Wat wordt bedoeld met een “andere overheid” in het geval van terbeschikkingstelling?

Het artikel 185 van het decreet over het lokaal bestuur maakt de terbeschikkingstelling van statutaire personeelsleden aan o.a. een andere overheid” mogelijk. Wat wordt precies bedoeld met die andere overheid?

De terbeschikkingstelling gebeurt op basis van een overeenkomst en van de regels die daartoe in de rechtspositieregeling worden vastgesteld. De mogelijkheid van terbeschikkingstelling en de daaraan verbonden voorwaarden zijn een aspect van de rechtspositieregeling. De rechtspositieregeling zal de duur van de terbeschikkingstelling concretiseren en desgevallend de verlenging ervan regelen. Daarnaast kan erin verduidelijkt worden welke overheden of verenigingen juist voor terbeschikkingstelling in aanmerking komen.

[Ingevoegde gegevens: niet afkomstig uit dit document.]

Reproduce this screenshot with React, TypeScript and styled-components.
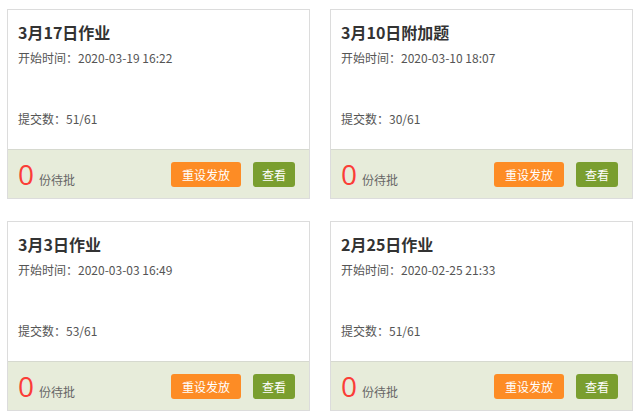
import styled, { createGlobalStyle } from "styled-components";

const GlobalStyle = createGlobalStyle`
  html, body {
    margin: 0;
    padding: 0;
    background: #ffffff;
  }
  body {
    font-family: "Microsoft YaHei", "Noto Sans CJK SC", "Noto Sans", sans-serif;
    color: #333;
  }
`;

type Task = {
  title: string;
  start: string;
  submitted: number;
  total: number;
  pending: number;
};

const tasks: Task[] = [
  { title: "3月17日作业", start: "2020-03-19 16:22", submitted: 51, total: 61, pending: 0 },
  { title: "3月10日附加题", start: "2020-03-10 18:07", submitted: 30, total: 61, pending: 0 },
  { title: "3月3日作业", start: "2020-03-03 16:49", submitted: 53, total: 61, pending: 0 },
  { title: "2月25日作业", start: "2020-02-25 21:33", submitted: 51, total: 61, pending: 0 },
];

const Page = styled.div`
  padding: 9px 0 0 7px;
  display: grid;
  grid-template-columns: 303px 303px;
  column-gap: 20px;
  row-gap: 22px;
`;

const Card = styled.div`
  display: flex;
  flex-direction: column;
  border: 1px solid #dcdcdc;
  background: #fff;
  height: 188px;
`;

const Body = styled.div`
  flex: 1;
  display: flex;
  flex-direction: column;
  padding: 10px 10px 20px 10px;
`;

const Title = styled.div`
  font-size: 16px;
  font-weight: 700;
  line-height: 24px;
  color: #333;
`;

const Line = styled.div<{ $bottom?: boolean }>`
  font-size: 12px;
  line-height: 20px;
  color: #555;
  margin-top: ${(p) => (p.$bottom ? "auto" : "4px")};
`;

const Footer = styled.div`
  height: 48px;
  border-top: 1px solid #d6d9cf;
  background: #e7ecda;
  display: flex;
  align-items: center;
  padding: 0 14px 0 10px;
  gap: 12px;
`;

const Pending = styled.div`
  flex: 1;
  display: flex;
  align-items: baseline;
  gap: 5px;
`;

const Count = styled.span`
  font-size: 28px;
  line-height: 30px;
  color: #fb3d37;
  font-family: "Open Sans", "Noto Sans", sans-serif;
`;

const Unit = styled.span`
  font-size: 12px;
  color: #666;
`;

const Button = styled.button<{ $tone: "orange" | "green" }>`
  border: none;
  border-radius: 3px;
  height: 25px;
  padding: 0 ${(p) => (p.$tone === "orange" ? "11px" : "9px")};
  font-family: inherit;
  font-size: 12px;
  color: #fff;
  cursor: pointer;
  background: ${(p) => (p.$tone === "orange" ? "#fd8c25" : "#7a9e2f")};
`;

function TaskCard({ task }: { task: Task }) {
  return (
    <Card>
      <Body>
        <Title>{task.title}</Title>
        <Line>开始时间：{task.start}</Line>
        <Line $bottom>
          提交数：{task.submitted}/{task.total}
        </Line>
      </Body>
      <Footer>
        <Pending>
          <Count>{task.pending}</Count>
          <Unit>份待批</Unit>
        </Pending>
        <Button $tone="orange">重设发放</Button>
        <Button $tone="green">查看</Button>
      </Footer>
    </Card>
  );
}

export default function App() {
  return (
    <>
      <GlobalStyle />
      <Page>
        {tasks.map((t) => (
          <TaskCard key={t.title} task={t} />
        ))}
      </Page>
    </>
  );
}
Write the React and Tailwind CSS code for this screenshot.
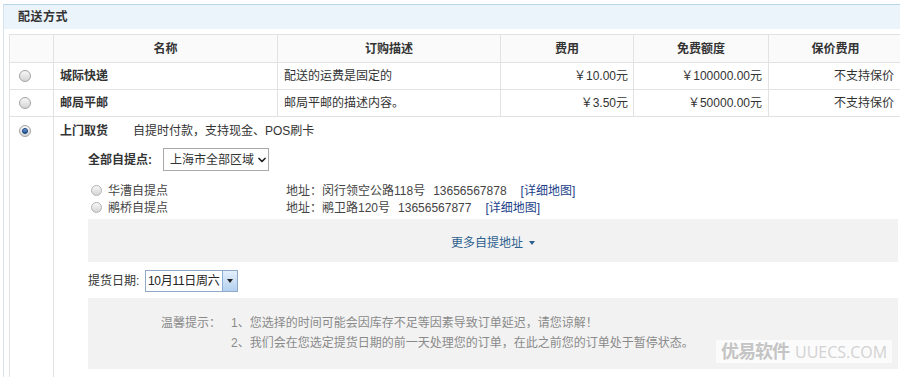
import { ChevronDown } from 'lucide-react';

const Radio = ({ checked, small }) => (
  <span
    className={`relative inline-block shrink-0 rounded-full border ${small ? 'w-[11px] h-[11px] border-[#b5b5b5]' : 'w-[12px] h-[12px] border-[#a3a3a3]'} bg-gradient-to-b from-[#f7f7f7] to-[#d4d4d4]`}
  >
    {checked && (
      <span className="absolute inset-[2px] rounded-full bg-gradient-to-b from-[#6f9fd6] to-[#1f4f8f] border border-[#1c4780]"></span>
    )}
  </span>
);

const rows = [
  { name: '城际快递', desc: '配送的运费是固定的', fee: '￥10.00元', free: '￥100000.00元', insure: '不支持保价' },
  { name: '邮局平邮', desc: '邮局平邮的描述内容。', fee: '￥3.50元', free: '￥50000.00元', insure: '不支持保价' },
];

const pickups = [
  { name: '华漕自提点', addr: '地址：闵行领空公路118号', tel: '13656567878' },
  { name: '鹇桥自提点', addr: '地址：鹇卫路120号', tel: '13656567877' },
];

const App = () => {
  return (
    <div className="relative w-[900px] h-[377px] overflow-hidden bg-white text-[12px] text-[#333] font-['Liberation_Sans','Noto_Sans_CJK_SC',sans-serif]">
      {/* Panel */}
      <div className="mt-[4px] ml-[3px] w-[905px] h-[400px] border-t border-l border-t-[#b8d4e8] border-l-[#d6e3ec]">
        <div className="h-[24px] bg-[#ebf4fb] flex items-center pl-[14px] font-bold text-[#333] tracking-[0.5px]">
          配送方式
        </div>

        <table className="mt-[5px] ml-[5px] w-[893px] border-collapse table-fixed">
          <colgroup>
            <col className="w-[44px]" />
            <col className="w-[224px]" />
            <col className="w-[223px]" />
            <col className="w-[133px]" />
            <col className="w-[135px]" />
            <col className="w-[134px]" />
          </colgroup>
          <thead>
            <tr className="h-[28px] bg-[#fafafa]">
              <th className="border border-[#e2e2e2]"></th>
              <th className="border border-[#e2e2e2] font-bold text-center">名称</th>
              <th className="border border-[#e2e2e2] font-bold text-center">订购描述</th>
              <th className="border border-[#e2e2e2] font-bold text-center">费用</th>
              <th className="border border-[#e2e2e2] font-bold text-center">免费额度</th>
              <th className="border border-[#e2e2e2] font-bold text-center">保价费用</th>
            </tr>
          </thead>
          <tbody>
            {rows.map((r) => (
              <tr key={r.name} className="h-[27px]">
                <td className="border border-[#e2e2e2] pl-[9px] align-middle">
                  <span className="flex"><Radio /></span>
                </td>
                <td className="border border-[#e2e2e2] pl-[6px] font-bold">{r.name}</td>
                <td className="border border-[#e2e2e2] pl-[6px]">{r.desc}</td>
                <td className="border border-[#e2e2e2] pr-[5px] text-right">{r.fee}</td>
                <td className="border border-[#e2e2e2] pr-[6px] text-right">{r.free}</td>
                <td className="border border-[#e2e2e2] pr-[8px] text-right">{r.insure}</td>
              </tr>
            ))}
            <tr>
              <td className="border border-[#e2e2e2] pl-[9px] align-top">
                <span className="flex h-[28px] items-center"><Radio checked /></span>
              </td>
              <td colSpan={5} className="border border-[#e2e2e2] align-top">
                <div className="flex flex-col pb-[40px]">
                  <div className="h-[28px] flex items-center pl-[6px]">
                    <span className="font-bold">上门取货</span>
                    <span className="ml-[25px]">自提时付款，支持现金、POS刷卡</span>
                  </div>

                  <div className="ml-[34px] flex flex-col">
                    <div className="mt-[3px] flex items-center h-[23px]">
                      <span className="w-[75px] shrink-0 font-bold whitespace-nowrap">全部自提点:</span>
                      <span className="w-[106px] shrink-0 h-[23px] border border-[#a9a9a9] flex items-center gap-[2px] pl-[6px] pr-[3px] bg-white whitespace-nowrap">
                        上海市全部区域
                        <ChevronDown size={12} strokeWidth={3.5} className="text-[#222] shrink-0" />
                      </span>
                    </div>

                    <div className="mt-[11px] flex flex-col">
                      {pickups.map((p) => (
                        <div key={p.name} className="h-[17px] flex items-center text-[#444] whitespace-nowrap">
                          <span className="ml-[3px] flex"><Radio small /></span>
                          <span className="ml-[6px] w-[178px]">{p.name}</span>
                          <span>{p.addr}</span>
                          <span className="ml-[8px]">{p.tel}</span>
                          <span className="ml-[14px] text-[#1d3f8a]">[详细地图]</span>
                        </div>
                      ))}
                    </div>

                    <div className="mt-[3px] w-[810px] h-[43px] bg-[#f2f2f2] flex items-center justify-center pt-[4px] text-[#2d5f8f]">
                      更多自提地址
                      <span className="ml-[6px] w-0 h-0 border-l-[3px] border-r-[3px] border-t-[4px] border-l-transparent border-r-transparent border-t-[#2d5f8f]"></span>
                    </div>

                    <div className="mt-[8px] flex items-center h-[22px]">
                      <span className="w-[57px] shrink-0 whitespace-nowrap">提货日期:</span>
                      <span className="w-[93px] shrink-0 h-[22px] border border-[#8fa9c6] flex items-stretch bg-white">
                        <span className="flex-1 flex items-center pl-[2px] text-[#222] whitespace-nowrap overflow-hidden tracking-[-0.3px]">10月11日周六</span>
                        <span className="w-[15px] shrink-0 border-l border-[#8aaed6] bg-gradient-to-b from-[#e4effb] to-[#b3d0ef] flex items-center justify-center">
                          <span className="w-0 h-0 border-l-[3px] border-r-[3px] border-t-[4px] border-l-transparent border-r-transparent border-t-[#222]"></span>
                        </span>
                      </span>
                    </div>

                    <div className="mt-[6px] w-[810px] h-[71px] bg-[#f2f2f2] pt-[15px] flex text-[#8a8a8a] leading-[20px] whitespace-nowrap">
                      <span className="ml-[73px] w-[70px]">温馨提示：</span>
                      <div className="flex flex-col">
                        <span>1、您选择的时间可能会因库存不足等因素导致订单延迟，请您谅解！</span>
                        <span>2、我们会在您选定提货日期的前一天处理您的订单，在此之前您的订单处于暂停状态。</span>
                      </div>
                    </div>
                  </div>
                </div>
              </td>
            </tr>
          </tbody>
        </table>
      </div>

      {/* Watermark */}
      <div className="absolute left-[716px] top-[340px] w-[176px] h-[23px] bg-white/70 flex items-center pl-[5px] gap-[6px]">
        <span className="text-[18px] font-bold text-[#c4c4c4] leading-none tracking-[-1px]">优易软件</span>
        <span className="text-[16px] text-[#d2d2d2] leading-none font-['Open_Sans','Liberation_Sans',sans-serif]">UUECS.COM</span>
      </div>
    </div>
  );
};

export default App;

Voorbeelden van “andere overheden” kunnen die zijn die gehanteerd worden in het besluit van de Vlaamse Regering van 7 december 2007 met de minimale voorwaarden voor de rechtspositieregeling:

1° de provincies, de gemeenten en de OCMW's van België, de publiekrechtelijke verenigingen waarvan ze deel uitmaken en de instellingen die eronder ressorteren;
2° de diensten en instellingen van de federale overheid, van de gemeenschappen en gewesten en de internationale instellingen waarvan ze lid zijn;
3° de diensten en instellingen en de lokale overheden van een lidstaat van de Europese Unie of van de Europese Economische Ruimte;
4° de gesubsidieerde vrije onderwijsinstellingen of de gesubsidieerde vrije centra voor leerlingenbegeleiding;
5° de publiekrechtelijke en vrije universiteiten;
6° elke andere instelling naar Belgisch recht of naar het recht van een lidstaat van de Europese Economische Ruimte die beantwoordt aan collectieve behoeften van algemeen of lokaal belang en waarbij in de oprichting of bijzondere leiding ervan het overwicht van de overheid tot uiting komt.